<<<<
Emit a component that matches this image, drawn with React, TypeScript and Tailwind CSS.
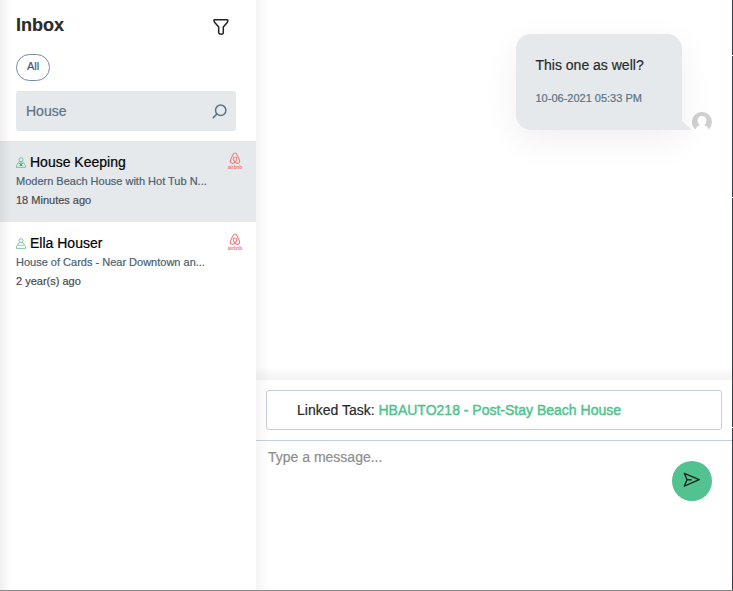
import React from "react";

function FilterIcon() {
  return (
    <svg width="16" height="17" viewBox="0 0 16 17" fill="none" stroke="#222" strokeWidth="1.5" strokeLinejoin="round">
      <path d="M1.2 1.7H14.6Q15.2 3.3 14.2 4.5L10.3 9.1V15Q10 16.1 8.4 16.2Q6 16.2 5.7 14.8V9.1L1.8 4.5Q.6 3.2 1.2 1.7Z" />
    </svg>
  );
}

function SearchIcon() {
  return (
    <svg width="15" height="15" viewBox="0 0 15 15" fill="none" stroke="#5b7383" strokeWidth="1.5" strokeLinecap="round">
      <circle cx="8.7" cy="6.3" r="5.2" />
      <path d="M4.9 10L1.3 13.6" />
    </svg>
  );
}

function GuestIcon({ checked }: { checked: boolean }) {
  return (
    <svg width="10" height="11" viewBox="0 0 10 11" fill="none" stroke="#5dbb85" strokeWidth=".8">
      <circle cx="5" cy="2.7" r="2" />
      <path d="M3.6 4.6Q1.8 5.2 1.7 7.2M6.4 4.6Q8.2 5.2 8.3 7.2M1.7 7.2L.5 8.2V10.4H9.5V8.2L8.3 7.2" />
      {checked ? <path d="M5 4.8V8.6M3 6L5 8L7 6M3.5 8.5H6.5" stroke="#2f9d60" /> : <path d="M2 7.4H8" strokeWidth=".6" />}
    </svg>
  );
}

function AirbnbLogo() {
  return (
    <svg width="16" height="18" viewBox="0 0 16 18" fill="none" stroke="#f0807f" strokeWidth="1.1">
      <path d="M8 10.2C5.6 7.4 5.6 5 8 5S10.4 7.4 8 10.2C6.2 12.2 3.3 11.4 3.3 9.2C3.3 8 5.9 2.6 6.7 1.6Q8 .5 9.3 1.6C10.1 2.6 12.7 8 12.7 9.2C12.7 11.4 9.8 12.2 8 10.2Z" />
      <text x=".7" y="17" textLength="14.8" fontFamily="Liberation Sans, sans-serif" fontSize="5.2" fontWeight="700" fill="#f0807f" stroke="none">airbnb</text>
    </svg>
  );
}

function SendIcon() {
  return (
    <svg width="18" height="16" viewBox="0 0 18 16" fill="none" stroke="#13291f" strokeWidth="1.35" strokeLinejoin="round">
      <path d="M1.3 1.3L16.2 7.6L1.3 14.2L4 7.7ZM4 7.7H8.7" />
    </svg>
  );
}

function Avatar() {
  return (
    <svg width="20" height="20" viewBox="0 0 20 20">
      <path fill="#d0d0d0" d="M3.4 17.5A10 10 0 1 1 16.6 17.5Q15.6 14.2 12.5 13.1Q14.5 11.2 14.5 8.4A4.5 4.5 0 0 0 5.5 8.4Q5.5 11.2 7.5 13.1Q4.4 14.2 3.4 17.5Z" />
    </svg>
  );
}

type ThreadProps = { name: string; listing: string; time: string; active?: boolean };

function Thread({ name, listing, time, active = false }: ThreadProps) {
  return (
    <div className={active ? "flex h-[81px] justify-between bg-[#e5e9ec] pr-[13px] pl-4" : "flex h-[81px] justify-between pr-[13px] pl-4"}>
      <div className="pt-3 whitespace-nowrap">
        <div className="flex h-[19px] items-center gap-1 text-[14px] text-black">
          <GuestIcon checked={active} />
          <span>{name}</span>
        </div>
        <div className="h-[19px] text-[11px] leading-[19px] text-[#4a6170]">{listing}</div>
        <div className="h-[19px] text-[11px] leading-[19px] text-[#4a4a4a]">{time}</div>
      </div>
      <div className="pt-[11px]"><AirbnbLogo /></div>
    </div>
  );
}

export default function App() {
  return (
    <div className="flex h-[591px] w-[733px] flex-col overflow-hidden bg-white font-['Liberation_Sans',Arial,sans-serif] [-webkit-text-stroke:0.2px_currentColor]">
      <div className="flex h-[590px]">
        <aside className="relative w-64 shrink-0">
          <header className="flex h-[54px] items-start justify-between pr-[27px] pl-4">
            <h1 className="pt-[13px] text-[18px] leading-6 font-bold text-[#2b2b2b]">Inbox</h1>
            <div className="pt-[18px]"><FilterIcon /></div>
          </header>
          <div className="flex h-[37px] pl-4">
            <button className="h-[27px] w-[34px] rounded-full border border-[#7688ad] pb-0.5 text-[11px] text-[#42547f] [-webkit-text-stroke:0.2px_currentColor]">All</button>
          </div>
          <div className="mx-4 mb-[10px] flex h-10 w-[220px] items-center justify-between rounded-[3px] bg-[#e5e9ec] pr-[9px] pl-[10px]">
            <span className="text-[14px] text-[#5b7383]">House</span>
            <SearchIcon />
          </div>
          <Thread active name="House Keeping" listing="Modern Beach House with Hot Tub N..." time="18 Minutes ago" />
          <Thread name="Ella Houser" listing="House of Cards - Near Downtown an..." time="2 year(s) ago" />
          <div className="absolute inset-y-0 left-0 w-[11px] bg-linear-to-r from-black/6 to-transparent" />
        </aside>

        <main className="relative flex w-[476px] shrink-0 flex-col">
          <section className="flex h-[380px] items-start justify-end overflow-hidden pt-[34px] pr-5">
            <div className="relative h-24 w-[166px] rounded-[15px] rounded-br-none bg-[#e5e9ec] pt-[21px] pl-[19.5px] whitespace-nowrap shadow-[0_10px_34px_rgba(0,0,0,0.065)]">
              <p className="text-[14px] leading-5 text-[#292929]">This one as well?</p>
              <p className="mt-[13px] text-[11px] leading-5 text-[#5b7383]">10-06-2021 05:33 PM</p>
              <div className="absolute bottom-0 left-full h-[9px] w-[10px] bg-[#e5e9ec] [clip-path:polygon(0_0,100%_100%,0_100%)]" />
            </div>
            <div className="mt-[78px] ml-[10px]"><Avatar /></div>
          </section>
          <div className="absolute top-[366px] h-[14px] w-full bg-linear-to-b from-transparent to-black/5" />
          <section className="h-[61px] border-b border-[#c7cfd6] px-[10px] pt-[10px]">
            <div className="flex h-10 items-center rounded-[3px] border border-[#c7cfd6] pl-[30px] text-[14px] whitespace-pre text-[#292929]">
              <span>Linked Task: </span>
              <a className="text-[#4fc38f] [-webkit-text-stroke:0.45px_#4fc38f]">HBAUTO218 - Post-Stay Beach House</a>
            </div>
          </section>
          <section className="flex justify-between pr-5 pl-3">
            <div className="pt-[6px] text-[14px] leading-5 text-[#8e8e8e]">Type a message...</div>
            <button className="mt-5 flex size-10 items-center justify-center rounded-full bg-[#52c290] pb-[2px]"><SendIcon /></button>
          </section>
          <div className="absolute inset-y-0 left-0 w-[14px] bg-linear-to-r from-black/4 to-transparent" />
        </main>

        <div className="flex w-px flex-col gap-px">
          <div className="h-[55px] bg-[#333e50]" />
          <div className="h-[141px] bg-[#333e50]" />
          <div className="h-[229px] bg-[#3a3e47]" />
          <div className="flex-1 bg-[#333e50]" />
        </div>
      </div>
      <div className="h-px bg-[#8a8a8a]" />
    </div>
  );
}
>>>>
<<<<
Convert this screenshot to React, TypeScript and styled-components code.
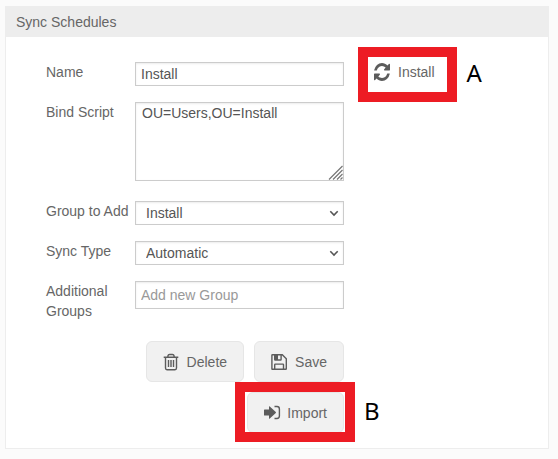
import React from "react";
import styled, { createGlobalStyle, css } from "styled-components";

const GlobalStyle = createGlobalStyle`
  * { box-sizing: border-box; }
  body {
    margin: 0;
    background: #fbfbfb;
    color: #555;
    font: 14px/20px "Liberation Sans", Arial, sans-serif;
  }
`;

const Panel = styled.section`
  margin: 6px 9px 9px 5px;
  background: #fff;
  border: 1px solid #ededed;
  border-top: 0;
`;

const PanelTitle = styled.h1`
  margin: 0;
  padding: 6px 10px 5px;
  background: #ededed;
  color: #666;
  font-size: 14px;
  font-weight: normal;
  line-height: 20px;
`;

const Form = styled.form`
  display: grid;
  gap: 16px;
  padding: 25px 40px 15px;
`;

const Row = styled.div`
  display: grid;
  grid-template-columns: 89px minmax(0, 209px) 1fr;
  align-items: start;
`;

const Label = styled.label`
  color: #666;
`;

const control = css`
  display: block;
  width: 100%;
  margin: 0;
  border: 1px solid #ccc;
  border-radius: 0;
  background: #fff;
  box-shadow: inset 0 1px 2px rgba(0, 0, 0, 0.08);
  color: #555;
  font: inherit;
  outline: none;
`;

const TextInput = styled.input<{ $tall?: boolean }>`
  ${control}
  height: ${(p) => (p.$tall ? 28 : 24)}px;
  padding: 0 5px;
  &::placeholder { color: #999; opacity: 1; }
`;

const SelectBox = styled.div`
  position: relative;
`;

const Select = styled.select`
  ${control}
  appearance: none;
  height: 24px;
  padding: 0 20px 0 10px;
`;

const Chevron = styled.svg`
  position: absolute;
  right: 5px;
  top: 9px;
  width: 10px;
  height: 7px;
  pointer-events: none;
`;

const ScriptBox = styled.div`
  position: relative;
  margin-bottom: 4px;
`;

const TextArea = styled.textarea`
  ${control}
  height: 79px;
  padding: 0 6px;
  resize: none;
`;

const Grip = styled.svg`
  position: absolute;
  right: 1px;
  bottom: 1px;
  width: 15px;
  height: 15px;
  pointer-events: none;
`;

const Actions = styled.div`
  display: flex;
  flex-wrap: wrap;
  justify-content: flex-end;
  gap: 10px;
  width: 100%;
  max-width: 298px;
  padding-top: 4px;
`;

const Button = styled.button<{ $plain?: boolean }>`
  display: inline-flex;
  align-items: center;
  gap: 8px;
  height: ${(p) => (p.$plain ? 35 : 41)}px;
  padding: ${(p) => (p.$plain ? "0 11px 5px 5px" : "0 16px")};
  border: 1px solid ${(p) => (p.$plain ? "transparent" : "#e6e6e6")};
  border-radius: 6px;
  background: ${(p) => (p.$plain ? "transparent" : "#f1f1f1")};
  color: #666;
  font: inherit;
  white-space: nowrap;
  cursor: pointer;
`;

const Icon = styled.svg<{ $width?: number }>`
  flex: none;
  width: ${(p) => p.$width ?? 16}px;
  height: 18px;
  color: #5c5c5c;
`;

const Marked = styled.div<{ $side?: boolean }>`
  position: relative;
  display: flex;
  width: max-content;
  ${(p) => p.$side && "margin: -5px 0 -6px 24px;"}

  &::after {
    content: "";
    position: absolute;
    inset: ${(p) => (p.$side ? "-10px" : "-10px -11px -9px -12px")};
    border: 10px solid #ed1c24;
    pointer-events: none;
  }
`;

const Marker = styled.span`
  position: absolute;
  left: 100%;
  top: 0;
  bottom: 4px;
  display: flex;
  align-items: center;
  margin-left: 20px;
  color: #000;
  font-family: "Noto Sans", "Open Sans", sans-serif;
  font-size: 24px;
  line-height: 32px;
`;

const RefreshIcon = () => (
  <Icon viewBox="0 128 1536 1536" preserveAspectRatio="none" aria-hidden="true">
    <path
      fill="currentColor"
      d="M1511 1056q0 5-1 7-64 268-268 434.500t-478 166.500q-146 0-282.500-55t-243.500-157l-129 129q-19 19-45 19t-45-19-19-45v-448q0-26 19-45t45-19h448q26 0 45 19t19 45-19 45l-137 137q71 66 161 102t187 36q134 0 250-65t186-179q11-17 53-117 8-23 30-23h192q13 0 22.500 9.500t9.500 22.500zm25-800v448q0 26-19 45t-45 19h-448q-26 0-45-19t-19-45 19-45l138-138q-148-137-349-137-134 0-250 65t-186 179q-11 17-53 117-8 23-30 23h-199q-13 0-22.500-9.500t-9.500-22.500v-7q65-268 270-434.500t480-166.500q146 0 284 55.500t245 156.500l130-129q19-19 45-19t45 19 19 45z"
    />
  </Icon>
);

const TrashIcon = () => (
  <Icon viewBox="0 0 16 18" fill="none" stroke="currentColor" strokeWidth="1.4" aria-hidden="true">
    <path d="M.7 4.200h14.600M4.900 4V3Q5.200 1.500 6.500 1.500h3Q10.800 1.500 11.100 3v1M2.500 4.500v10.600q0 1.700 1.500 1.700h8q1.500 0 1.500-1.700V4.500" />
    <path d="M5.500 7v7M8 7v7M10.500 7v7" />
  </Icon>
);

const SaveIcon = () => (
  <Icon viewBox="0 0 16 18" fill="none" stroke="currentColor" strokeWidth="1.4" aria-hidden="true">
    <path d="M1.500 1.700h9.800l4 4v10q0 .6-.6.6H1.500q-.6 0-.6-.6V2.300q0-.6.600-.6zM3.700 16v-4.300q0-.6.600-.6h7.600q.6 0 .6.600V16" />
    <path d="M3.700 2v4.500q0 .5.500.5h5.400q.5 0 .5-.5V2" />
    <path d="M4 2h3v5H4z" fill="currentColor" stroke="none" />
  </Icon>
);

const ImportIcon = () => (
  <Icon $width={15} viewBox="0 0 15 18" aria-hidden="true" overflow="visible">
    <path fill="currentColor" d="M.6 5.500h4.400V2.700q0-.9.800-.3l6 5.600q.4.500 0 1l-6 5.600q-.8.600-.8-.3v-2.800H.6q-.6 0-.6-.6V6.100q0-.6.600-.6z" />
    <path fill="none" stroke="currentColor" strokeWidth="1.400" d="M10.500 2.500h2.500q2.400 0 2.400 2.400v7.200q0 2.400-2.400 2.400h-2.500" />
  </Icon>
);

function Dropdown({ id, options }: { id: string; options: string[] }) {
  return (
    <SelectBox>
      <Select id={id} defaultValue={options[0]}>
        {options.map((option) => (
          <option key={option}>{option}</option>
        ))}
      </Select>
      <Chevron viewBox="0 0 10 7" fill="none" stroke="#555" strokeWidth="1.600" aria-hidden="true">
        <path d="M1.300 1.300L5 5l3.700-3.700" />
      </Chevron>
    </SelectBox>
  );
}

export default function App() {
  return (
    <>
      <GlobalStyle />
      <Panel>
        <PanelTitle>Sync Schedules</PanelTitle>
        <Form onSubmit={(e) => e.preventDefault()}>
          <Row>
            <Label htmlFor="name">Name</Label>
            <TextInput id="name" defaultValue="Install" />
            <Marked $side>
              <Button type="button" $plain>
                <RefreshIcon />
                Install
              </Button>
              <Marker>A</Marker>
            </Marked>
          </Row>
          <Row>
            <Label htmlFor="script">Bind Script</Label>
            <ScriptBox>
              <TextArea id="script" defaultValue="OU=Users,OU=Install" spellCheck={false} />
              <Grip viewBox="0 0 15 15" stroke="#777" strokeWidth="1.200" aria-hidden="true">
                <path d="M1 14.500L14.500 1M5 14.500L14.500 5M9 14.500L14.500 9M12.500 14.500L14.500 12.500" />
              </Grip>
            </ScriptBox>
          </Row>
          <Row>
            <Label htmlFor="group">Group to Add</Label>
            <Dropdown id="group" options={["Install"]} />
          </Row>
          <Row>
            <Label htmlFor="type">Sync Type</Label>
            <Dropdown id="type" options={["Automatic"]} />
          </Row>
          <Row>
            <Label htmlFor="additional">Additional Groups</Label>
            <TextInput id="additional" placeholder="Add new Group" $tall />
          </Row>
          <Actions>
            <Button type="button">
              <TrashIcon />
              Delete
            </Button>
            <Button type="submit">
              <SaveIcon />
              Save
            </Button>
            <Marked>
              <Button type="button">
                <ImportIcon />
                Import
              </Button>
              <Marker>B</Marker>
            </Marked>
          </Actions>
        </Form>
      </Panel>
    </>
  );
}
>>>>
** Exercise details **
All lines that include "TypeScript" are to be gathered and copied.

** Reply **
Emit a component that matches this image, drawn with React, TypeScript and Tailwind CSS.
Convert this screenshot to React, TypeScript and styled-components code.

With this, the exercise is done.